Un échantillon de radium qui serait isolé électriquement d’une façon parfaite, se chargerait spontanément en peu de temps à un potentiel extraordinairement élevé. Dans l’hypothèse balistique, le potentiel augmenterait jusqu’à la création d’un champ suffisamment intense pour empêcher l’éloignement des particules électrisées émises.

Nous avons répété avec les rayons de Röntgen les expériences dont il a été question dans cette Note. Les effets obtenus sont extrêmement faibles, nous pouvons seulement conclure de ces expériences que, si ces rayons sont chargés, ils le sont donc encore bien moins que les rayons déviables du radium.

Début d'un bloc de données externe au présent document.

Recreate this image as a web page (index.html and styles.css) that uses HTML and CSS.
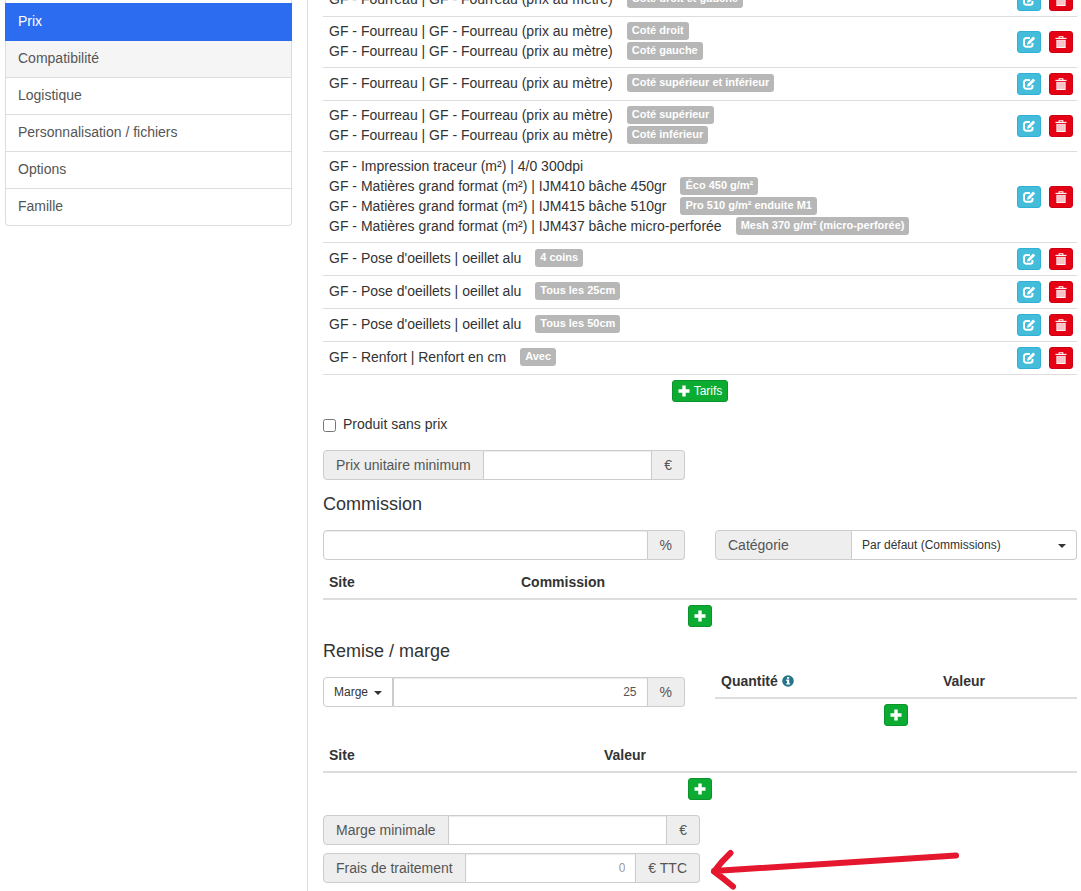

  1. Ce travail a été fait à l’École municipale de Physique et Chimie industrielles.
  2. Giesel, Wied. Ann., t. LXIX, p. 834. — N. Meyer et v. Schweidler, Physikalische Zeitschrift, t. I, p. 113. — Becquerel, Comptes rendus, t. CXXIX, p. 996.
  3. Comptes rendus, t. CXXX, p. 73 et 76.
  4. Comptes rendus, t. CXXI, p. 1130, et Annales de Chimie et de Physique, 7e série, t. XI, 1897, p. 433. Dans les expériences de M. Perrin, l’ordre de la charge était de 10-6 coulombs pour une interruption de la bobine.
  5. Lenard, Wied. Ann., t. XLIV, p. 279.
  6. À vrai dire, dans ces expériences, on observe toujours une déviation à l’électromètre, mais il est facile de se rendre compte que ce déplacement est un effet de la force électromotrice de contact qui existe entre le plateau relié à l’électromètre et les conducteurs voisins ; cette force électromotrice charge l’électromètre grâce à la conductibilité de l’air soumis au rayonnement du radium.
  7. Le dispositif du cylindre de Faraday n’est pas nécessaire, mais il pourrait présenter quelques avantages dans le cas où il se produirait une forte diffusion des rayons par les parois frappées. On pourrait espérer ainsi recueillir et utiliser ces rayons diffusés, s’il y en a.
  8. L’enveloppe isolante doit être parfaitement continue. Toute fissure remplie d’air allant du conducteur intérieur jusqu’à l’enveloppe métallique est une cause de courant dû aux forces électromotrices de contact utilisant la conductibilité de l’air par l’effet du radium.